В споре с Ф. М. Достоевским профессор Градовский после долгой “артподготовки” выдвинул тезис:
“Улучшение людей в смысле общественном не может быть произведено только работой “над собою” и “смирением себя”. Работать над собой и смирять свои страсти можно и в пустыне и на необитаемом острове. Но, как существа общественные, люди развиваются и улучшаются в работе друг подле друга, друг для друга и друг с другом. Вот почему в весьма великой степени общественное совершенство людей зависит от совершенства общественных учреждений, воспитывающих в человеке если не христианские, то гражданские доблести”.
На это Ф. М. Достоевский ему ответил:
“Откуда же, коли так, взяться идеалу гражданского устройства в обществе человеческом? А следите исторически, и тотчас увидите, из чего он берется. Увидите, что он есть единственно только продукт нравственного самосовершенствования единиц, с него и начинается, и что было так спокон века и пребудет во веки веков. При начале всякого народа, всякой национальности идея нравственная всегда предшествовала зарождению национальности, ибо она же и создавала ее. Исходила же эта нравственная идея всегда из идей мистических, из убеждений, что человек вечен, что он не простое земное животное, а связан с другими мирами и с вечностью. Эти убеждения формулировались всегда и везде в религию, в исповедание новой идеи, и всегда, как только начиналась новая религия, так тотчас же и создавалась граждански новая национальность.
Взгляните на евреев и мусульман: национальность у евреев сложилась только после закона Моисеева, хотя и началась еще из закона Авраамова, а национальности мусульманские явились только после Корана. Чтоб сохранить полученную духовную драгоценность, тотчас же и влекутся друг к другу люди, и тогда только, ревностно и тревожно, “работают друг подле друга, друг для друга и друг с другом” (как вы красноречиво написали), – тогда только и начинают отыскивать люди: как бы им так устроиться, чтоб сохранить полученную драгоценность, не потеряв из нее ничего, как бы отыскать такую гражданскую формулу совместного жития, которая именно помогла бы им выдвинуть на весь мир, в самой полной ее славе, ту нравственную драгоценность, которую они получили.

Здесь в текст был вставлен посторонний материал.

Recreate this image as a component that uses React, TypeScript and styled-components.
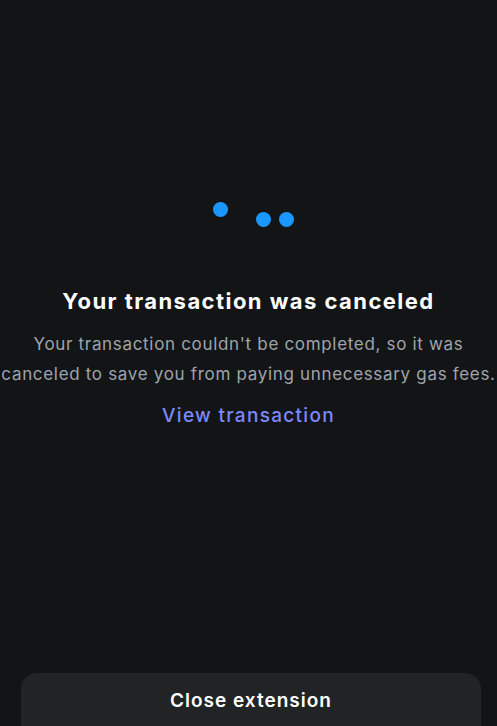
import styled, { createGlobalStyle } from "styled-components";

const GlobalStyle = createGlobalStyle`
  html, body {
    margin: 0;
    padding: 0;
    height: 100%;
    overflow: hidden;
    background: #131416;
  }
  body {
    font-family: Inter, "Noto Sans", "Liberation Sans", sans-serif;
    color: #ffffff;
  }
`;

const Page = styled.div`
  height: 745px;
  display: flex;
  flex-direction: column;
  background: #131416;
`;

const Main = styled.main`
  flex: 1;
  display: flex;
  flex-direction: column;
  align-items: center;
  padding-top: 212px;
`;

const Dots = styled.div`
  display: flex;
  gap: 8px;
  height: 15px;
`;

const Dot = styled.span<{ $x: number; $y: number }>`
  width: 15px;
  height: 15px;
  border-radius: 50%;
  background: #1a98ff;
  transform: translate(${(p) => p.$x}px, ${(p) => p.$y}px);
`;

const Title = styled.h2`
  margin: 60px 0 0;
  font-size: 22px;
  line-height: 28px;
  font-weight: 700;
  letter-spacing: 1.45px;
  white-space: nowrap;
  text-align: center;
`;

const Text = styled.p`
  margin: 14px 0 0;
  width: 497px;
  font-size: 17px;
  line-height: 30px;
  letter-spacing: 0.68px;
  color: #9ea4ac;
  text-align: center;
`;

const Link = styled.a`
  margin-top: 14px;
  font-size: 19px;
  line-height: 26px;
  font-weight: 500;
  letter-spacing: 1.3px;
  color: #7b88ff;
  text-decoration: none;
  cursor: pointer;
`;

const Footer = styled.footer`
  padding: 0 16px 0 21px;
`;

const Button = styled.button`
  width: 100%;
  height: 72px;
  border: none;
  border-radius: 16px;
  background: #222325;
  color: #ffffff;
  font-family: inherit;
  font-size: 19px;
  font-weight: 600;
  letter-spacing: 1px;
  padding: 0 0 18px;
  cursor: pointer;
`;

export default function App() {
  return (
    <Page>
      <GlobalStyle />
      <Main>
        <Dots>
          <Dot $x={-5} $y={-10} />
          <Dot $x={15} $y={0} />
          <Dot $x={15} $y={0} />
        </Dots>
        <Title>Your transaction was canceled</Title>
        <Text>
          Your transaction couldn't be completed, so it was canceled to save you from paying
          unnecessary gas fees.
        </Text>
        <Link>View transaction</Link>
      </Main>
      <Footer>
        <Button>Close extension</Button>
      </Footer>
    </Page>
  );
}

И заметьте, как только после времен и веков (потому что тут тоже свой закон, нам неведомый) начинал расшатываться и ослабевать в данной национальности ее идеал духовный, так тотчас же начинала падать и национальность, а вместе падал и весь ее гражданский устав, и меркли все те гражданские идеалы, которые успевали в ней сложиться. В каком характере слагалась в народе религия, в таком характере зарождались и формулировались и гражданские формы этого народа. Стало быть, гражданские идеалы всегда прямо и органически связаны с идеалами нравственными, а главное то, что несомненно из них только одних и выходят”.